Paul writes of a different kind of freedom, a cruciform freedom. Like everything we have looked at in this series, he commends a way of approaching life and freedom that is completely upside-down. In Paul’s vision, freedom is not the absence of restraints or the exercising of personal rights, but freedom rather is the ability to release your rights for the sake of another’s benefit. He models to the Corinthians the many ways that he has personally renounced his rights in order to do everything possible to commend the gospel to others and to love his brothers and sisters in the Lord. Though he is free and belongs to no one, through Christ he has made himself a servant to all (9:19). This vision of freedom is grounded in Jesus himself, who though being the freest person to ever live, chose to not exercise his rights but lay them down for the sake of love (Phil 2:1-11). We are most free not when we can do whatever we want, but when we give ourselves wholly to the love of God and neighbor. 

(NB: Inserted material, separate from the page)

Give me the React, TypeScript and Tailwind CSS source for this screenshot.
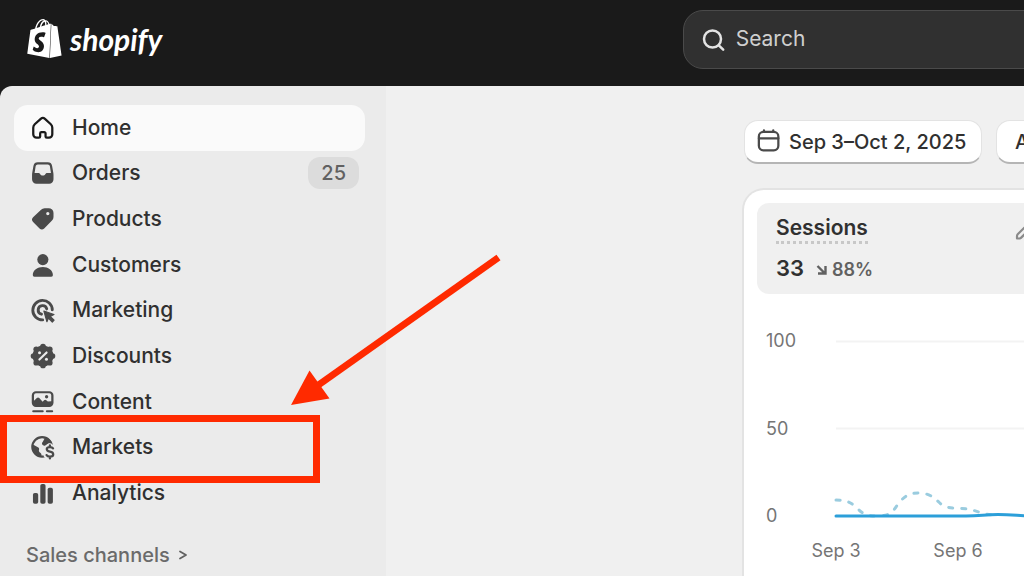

As you prepare for worship this Sunday, consider how this vision of freedom is so counter to what freedom has now become in modern America. Are there examples in your life where you may have the “right” to something but God may be calling you to lay it down or give it up for the sake of love? Are there small ways in your daily life you can chose the way of self-denial, putting the needs and interests of others before your own? As one who is now in union with Jesus and therefore completely free in him, you are liberated to lose your life for the sake of others as Christ has lost his life for you. This is the way of cruciform freedom.


Our weekly worship guide can be found here.

1 Corinthians 9:19-27, 10:23-24

9. 19 For though I am free from all, I have made myself a servant to all, that I might win more of them. 20 To the Jews I became as a Jew, in order to win Jews. To those under the law I became as one under the law (though not being myself under the law) that I might win those under the law. 21 To those outside the law I became as one outside the law (not being outside the law of God but under the law of Christ) that I might win those outside the law. 22 To the weak I became weak, that I might win the weak. I have become all things to all people, that by all means I might save some. 23 I do it all for the sake of the gospel, that I may share with them in its blessings.

24 Do you not know that in a race all the runners run, but only one receives the prize? So run that you may obtain it. 25 Every athlete exercises self-control in all things. They do it to receive a perishable wreath, but we an imperishable. 26 So I do not run aimlessly; I do not box as one beating the air. 27 But I discipline my body and keep it under control, lest after preaching to others I myself should be disqualified.

10. 23 “All things are lawful,” but not all things are helpful. “All things are lawful,” but not all things build up. 24 Let no one seek his own good, but the good of his neighbor.